Redundant Power and Cooling: The Invisible Infrastructure That Prevents Outages

When your website goes down, the cause is rarely the server itself. Modern server hardware is remarkably reliable — CPUs do not randomly stop working, and RAM modules last for years. The most common causes of unplanned hosting outages are failures in the invisible infrastructure that keeps servers running: power delivery systems, cooling equipment, and the network of connections between them. Understanding how data centers protect against these failures — through carefully engineered redundancy in power and cooling systems — helps you evaluate the real reliability of your hosting provider, beyond the uptime percentage on their marketing page.

Why Power and Cooling Are the Biggest Risk Factors

A modern data center is essentially a controlled environment designed to do two things: deliver clean, uninterrupted electricity to servers, and remove the heat that those servers generate. Everything else — the network, the security, the fire suppression — supports these two primary functions. When either one fails, servers shut down. A power outage is obvious: no electricity, no servers. A cooling failure is slower but equally devastating: server temperatures rise within minutes, triggering thermal shutdowns that take workloads offline before permanent hardware damage occurs.

The statistics bear this out. According to the Uptime Institute's annual outage analysis, power-related failures cause 43% of significant data center outages, making them the single largest category. Cooling failures account for an additional 15%. Combined, power and cooling issues are responsible for nearly 60% of all significant data center downtime events. By contrast, IT hardware failures (server, storage, or network equipment) account for roughly 12%.

This is why the quality of a data center's power and cooling redundancy matters far more than the brand of servers inside it. A hosting provider can use the best server hardware available, but if the facility's UPS system has a single point of failure, none of that hardware quality matters during a power event.
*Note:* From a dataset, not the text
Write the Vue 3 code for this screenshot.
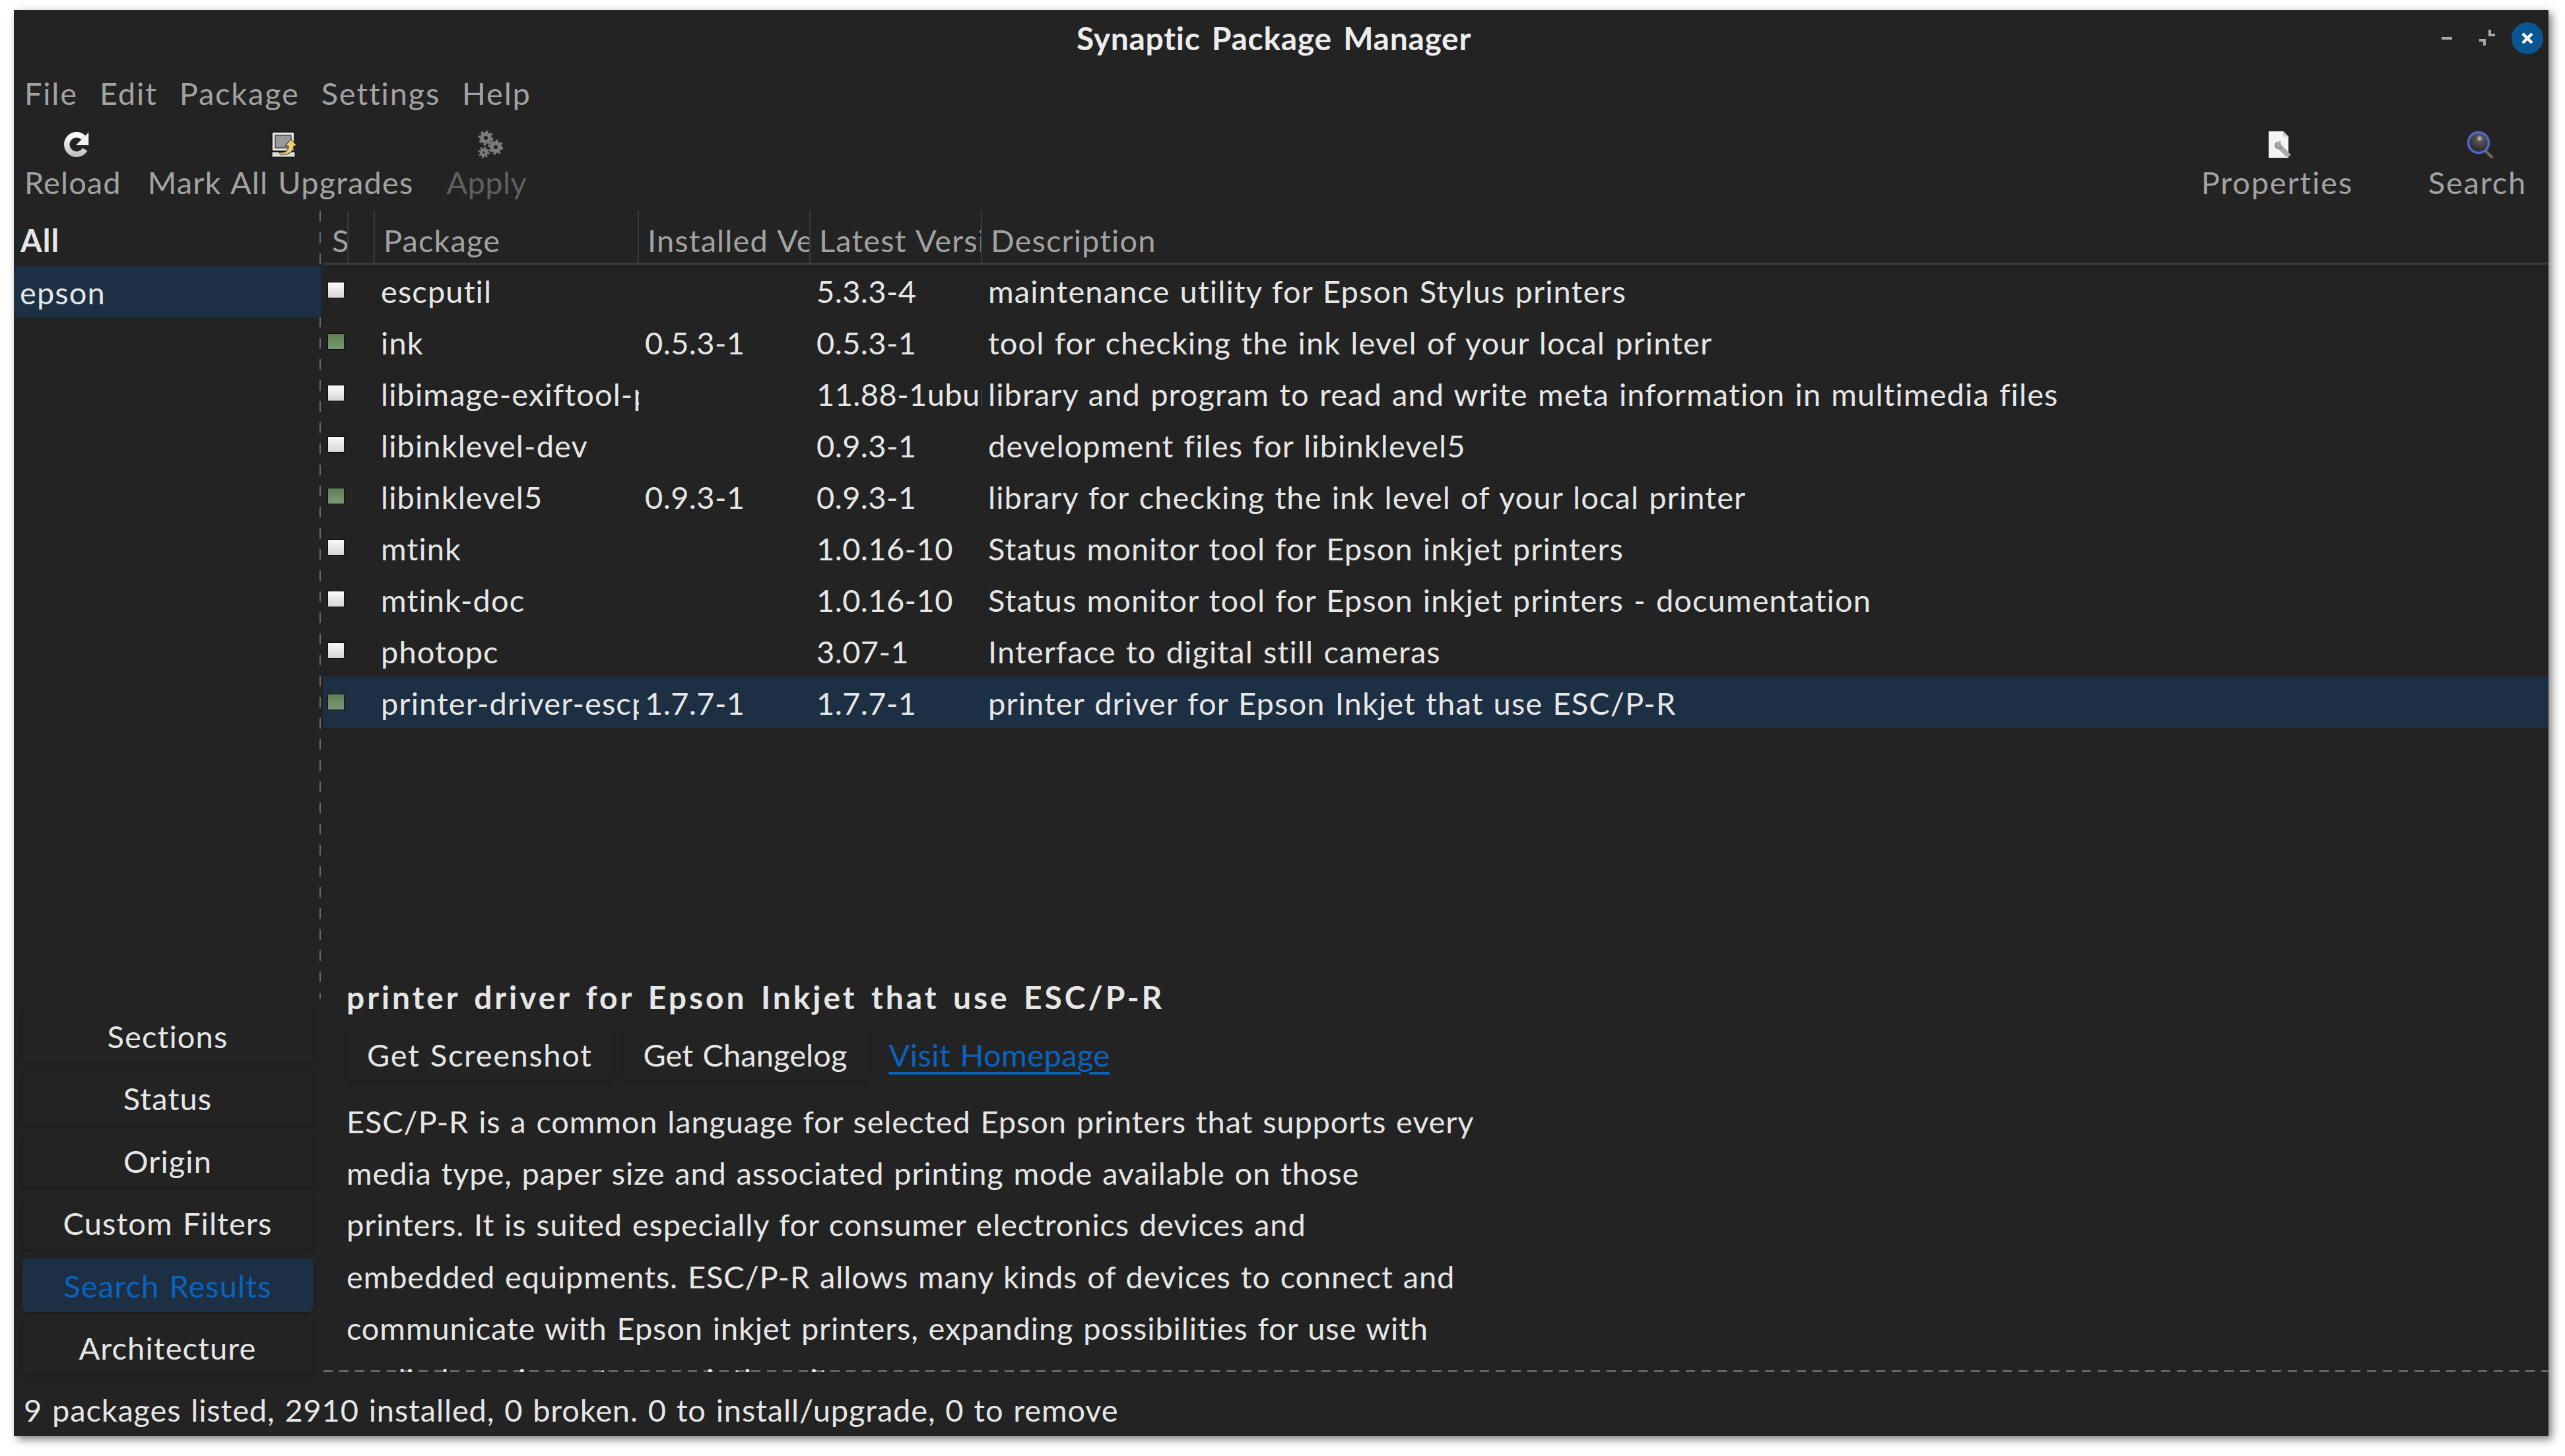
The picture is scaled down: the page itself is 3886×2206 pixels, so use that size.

Power Infrastructure: From Grid to Server

The path from the electrical grid to your server involves multiple stages, each representing a potential failure point — and each requiring its own redundancy strategy.

Utility Power Feed

Data centers connect to the utility grid through high-voltage power feeds, typically at 11 kV to 33 kV. Better facilities have dual utility feeds from separate substations or ideally separate grid sections, so that a fault on one feed does not affect the other. Some premium facilities go further with feeds from two entirely independent power utilities. The tier classification system influences the level of utility feed redundancy: Tier III requires at least one redundant power path, while Tier IV requires two simultaneously active paths.

Transformers and Switchgear

The incoming high-voltage power is stepped down to usable voltages (typically 400V or 480V) through transformers, then distributed through switchgear — the heavy electrical cabinets that route power to different sections of the facility. Redundant facilities have N+1 or 2N transformer configurations, meaning there are more transformers than needed to run the facility at full load. Automatic Transfer Switches (ATS) detect power quality issues and switch between feeds within milliseconds.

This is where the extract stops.